REQUEST
Transcribe the listing verbatim. Do not carry over any pictures.

···

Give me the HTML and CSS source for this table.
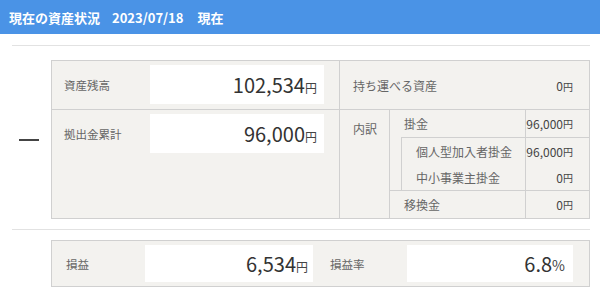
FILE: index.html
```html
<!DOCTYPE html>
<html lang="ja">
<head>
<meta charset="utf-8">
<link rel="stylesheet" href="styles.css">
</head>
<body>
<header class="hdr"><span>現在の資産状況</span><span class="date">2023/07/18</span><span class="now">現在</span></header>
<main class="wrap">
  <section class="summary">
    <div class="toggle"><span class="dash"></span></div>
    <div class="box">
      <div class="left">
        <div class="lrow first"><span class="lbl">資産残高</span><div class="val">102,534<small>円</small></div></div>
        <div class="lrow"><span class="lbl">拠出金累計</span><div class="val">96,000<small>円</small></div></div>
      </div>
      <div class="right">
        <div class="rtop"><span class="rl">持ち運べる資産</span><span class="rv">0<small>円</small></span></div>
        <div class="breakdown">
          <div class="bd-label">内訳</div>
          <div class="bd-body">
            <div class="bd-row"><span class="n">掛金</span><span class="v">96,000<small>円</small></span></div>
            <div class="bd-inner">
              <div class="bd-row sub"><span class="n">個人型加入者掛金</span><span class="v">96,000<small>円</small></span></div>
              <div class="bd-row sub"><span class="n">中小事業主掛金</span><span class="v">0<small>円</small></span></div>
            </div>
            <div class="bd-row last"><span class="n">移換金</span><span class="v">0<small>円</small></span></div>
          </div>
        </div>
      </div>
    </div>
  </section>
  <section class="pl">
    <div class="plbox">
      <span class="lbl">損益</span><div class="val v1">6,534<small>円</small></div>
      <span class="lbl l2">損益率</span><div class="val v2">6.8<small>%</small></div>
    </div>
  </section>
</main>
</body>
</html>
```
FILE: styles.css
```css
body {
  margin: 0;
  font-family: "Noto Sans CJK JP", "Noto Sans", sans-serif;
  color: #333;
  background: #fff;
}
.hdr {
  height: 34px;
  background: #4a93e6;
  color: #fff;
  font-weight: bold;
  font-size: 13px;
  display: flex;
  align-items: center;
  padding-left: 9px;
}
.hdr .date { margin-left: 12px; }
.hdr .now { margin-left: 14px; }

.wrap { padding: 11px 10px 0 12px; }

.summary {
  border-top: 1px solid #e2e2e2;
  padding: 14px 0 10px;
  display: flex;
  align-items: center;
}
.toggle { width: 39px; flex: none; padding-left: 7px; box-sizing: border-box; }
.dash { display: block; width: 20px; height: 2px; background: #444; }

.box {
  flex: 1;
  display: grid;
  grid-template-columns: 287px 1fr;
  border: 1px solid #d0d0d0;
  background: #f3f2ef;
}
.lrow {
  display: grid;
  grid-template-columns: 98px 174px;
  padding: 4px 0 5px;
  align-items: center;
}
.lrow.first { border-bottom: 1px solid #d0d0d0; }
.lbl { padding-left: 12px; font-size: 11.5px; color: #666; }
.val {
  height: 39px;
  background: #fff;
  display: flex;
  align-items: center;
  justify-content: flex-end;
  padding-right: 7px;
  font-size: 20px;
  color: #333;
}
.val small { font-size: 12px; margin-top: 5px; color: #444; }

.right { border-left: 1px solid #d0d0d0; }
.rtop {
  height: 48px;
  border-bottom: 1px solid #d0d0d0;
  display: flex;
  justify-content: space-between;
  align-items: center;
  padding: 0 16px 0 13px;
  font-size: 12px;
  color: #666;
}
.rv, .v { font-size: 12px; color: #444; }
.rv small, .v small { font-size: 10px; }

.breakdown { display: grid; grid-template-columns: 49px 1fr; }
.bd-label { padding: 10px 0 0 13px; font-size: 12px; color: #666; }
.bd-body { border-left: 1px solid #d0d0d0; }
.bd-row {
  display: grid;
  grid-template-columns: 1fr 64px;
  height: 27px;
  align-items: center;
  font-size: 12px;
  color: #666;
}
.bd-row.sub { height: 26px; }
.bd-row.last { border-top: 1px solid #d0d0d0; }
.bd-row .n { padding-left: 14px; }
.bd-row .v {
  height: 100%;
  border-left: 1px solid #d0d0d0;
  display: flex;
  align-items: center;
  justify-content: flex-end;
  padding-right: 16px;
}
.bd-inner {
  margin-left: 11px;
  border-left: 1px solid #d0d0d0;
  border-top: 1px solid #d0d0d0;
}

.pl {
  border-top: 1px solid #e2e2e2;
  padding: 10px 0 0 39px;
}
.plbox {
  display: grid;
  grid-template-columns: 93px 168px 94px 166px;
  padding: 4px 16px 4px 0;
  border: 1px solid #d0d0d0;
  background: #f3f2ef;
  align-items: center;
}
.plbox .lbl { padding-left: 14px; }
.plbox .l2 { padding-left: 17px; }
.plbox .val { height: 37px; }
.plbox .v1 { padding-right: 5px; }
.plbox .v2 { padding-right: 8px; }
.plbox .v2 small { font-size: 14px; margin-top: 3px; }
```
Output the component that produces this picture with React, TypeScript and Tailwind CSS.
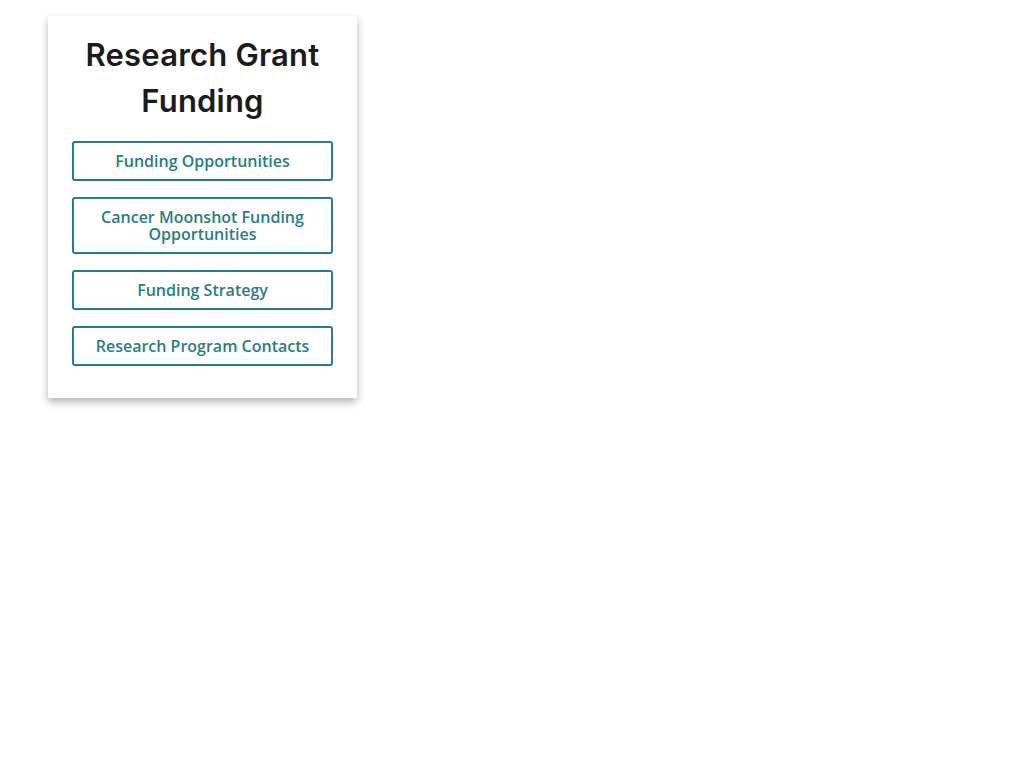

···

WRITTEN ANSWER
Give me the HTML and CSS source for this table.
FILE: index.html
```html
<!DOCTYPE html>
<html lang="ja">
<head>
<meta charset="utf-8">
<link rel="stylesheet" href="styles.css">
</head>
<body>
<header class="hdr"><span>現在の資産状況</span><span class="date">2023/07/18</span><span class="now">現在</span></header>
<main class="wrap">
  <section class="summary">
    <div class="toggle"><span class="dash"></span></div>
    <div class="box">
      <div class="left">
        <div class="lrow first"><span class="lbl">資産残高</span><div class="val">102,534<small>円</small></div></div>
        <div class="lrow"><span class="lbl">拠出金累計</span><div class="val">96,000<small>円</small></div></div>
      </div>
      <div class="right">
        <div class="rtop"><span class="rl">持ち運べる資産</span><span class="rv">0<small>円</small></span></div>
        <div class="breakdown">
          <div class="bd-label">内訳</div>
          <div class="bd-body">
            <div class="bd-row"><span class="n">掛金</span><span class="v">96,000<small>円</small></span></div>
            <div class="bd-inner">
              <div class="bd-row sub"><span class="n">個人型加入者掛金</span><span class="v">96,000<small>円</small></span></div>
              <div class="bd-row sub"><span class="n">中小事業主掛金</span><span class="v">0<small>円</small></span></div>
            </div>
            <div class="bd-row last"><span class="n">移換金</span><span class="v">0<small>円</small></span></div>
          </div>
        </div>
      </div>
    </div>
  </section>
  <section class="pl">
    <div class="plbox">
      <span class="lbl">損益</span><div class="val v1">6,534<small>円</small></div>
      <span class="lbl l2">損益率</span><div class="val v2">6.8<small>%</small></div>
    </div>
  </section>
</main>
</body>
</html>
```
FILE: styles.css
```css
body {
  margin: 0;
  font-family: "Noto Sans CJK JP", "Noto Sans", sans-serif;
  color: #333;
  background: #fff;
}
.hdr {
  height: 34px;
  background: #4a93e6;
  color: #fff;
  font-weight: bold;
  font-size: 13px;
  display: flex;
  align-items: center;
  padding-left: 9px;
}
.hdr .date { margin-left: 12px; }
.hdr .now { margin-left: 14px; }

.wrap { padding: 11px 10px 0 12px; }

.summary {
  border-top: 1px solid #e2e2e2;
  padding: 14px 0 10px;
  display: flex;
  align-items: center;
}
.toggle { width: 39px; flex: none; padding-left: 7px; box-sizing: border-box; }
.dash { display: block; width: 20px; height: 2px; background: #444; }

.box {
  flex: 1;
  display: grid;
  grid-template-columns: 287px 1fr;
  border: 1px solid #d0d0d0;
  background: #f3f2ef;
}
.lrow {
  display: grid;
  grid-template-columns: 98px 174px;
  padding: 4px 0 5px;
  align-items: center;
}
.lrow.first { border-bottom: 1px solid #d0d0d0; }
.lbl { padding-left: 12px; font-size: 11.5px; color: #666; }
.val {
  height: 39px;
  background: #fff;
  display: flex;
  align-items: center;
  justify-content: flex-end;
  padding-right: 7px;
  font-size: 20px;
  color: #333;
}
.val small { font-size: 12px; margin-top: 5px; color: #444; }

.right { border-left: 1px solid #d0d0d0; }
.rtop {
  height: 48px;
  border-bottom: 1px solid #d0d0d0;
  display: flex;
  justify-content: space-between;
  align-items: center;
  padding: 0 16px 0 13px;
  font-size: 12px;
  color: #666;
}
.rv, .v { font-size: 12px; color: #444; }
.rv small, .v small { font-size: 10px; }

.breakdown { display: grid; grid-template-columns: 49px 1fr; }
.bd-label { padding: 10px 0 0 13px; font-size: 12px; color: #666; }
.bd-body { border-left: 1px solid #d0d0d0; }
.bd-row {
  display: grid;
  grid-template-columns: 1fr 64px;
  height: 27px;
  align-items: center;
  font-size: 12px;
  color: #666;
}
.bd-row.sub { height: 26px; }
.bd-row.last { border-top: 1px solid #d0d0d0; }
.bd-row .n { padding-left: 14px; }
.bd-row .v {
  height: 100%;
  border-left: 1px solid #d0d0d0;
  display: flex;
  align-items: center;
  justify-content: flex-end;
  padding-right: 16px;
}
.bd-inner {
  margin-left: 11px;
  border-left: 1px solid #d0d0d0;
  border-top: 1px solid #d0d0d0;
}

.pl {
  border-top: 1px solid #e2e2e2;
  padding: 10px 0 0 39px;
}
.plbox {
  display: grid;
  grid-template-columns: 93px 168px 94px 166px;
  padding: 4px 16px 4px 0;
  border: 1px solid #d0d0d0;
  background: #f3f2ef;
  align-items: center;
}
.plbox .lbl { padding-left: 14px; }
.plbox .l2 { padding-left: 17px; }
.plbox .val { height: 37px; }
.plbox .v1 { padding-right: 5px; }
.plbox .v2 { padding-right: 8px; }
.plbox .v2 small { font-size: 14px; margin-top: 3px; }
```
Output the component that produces this picture with React, TypeScript and Tailwind CSS.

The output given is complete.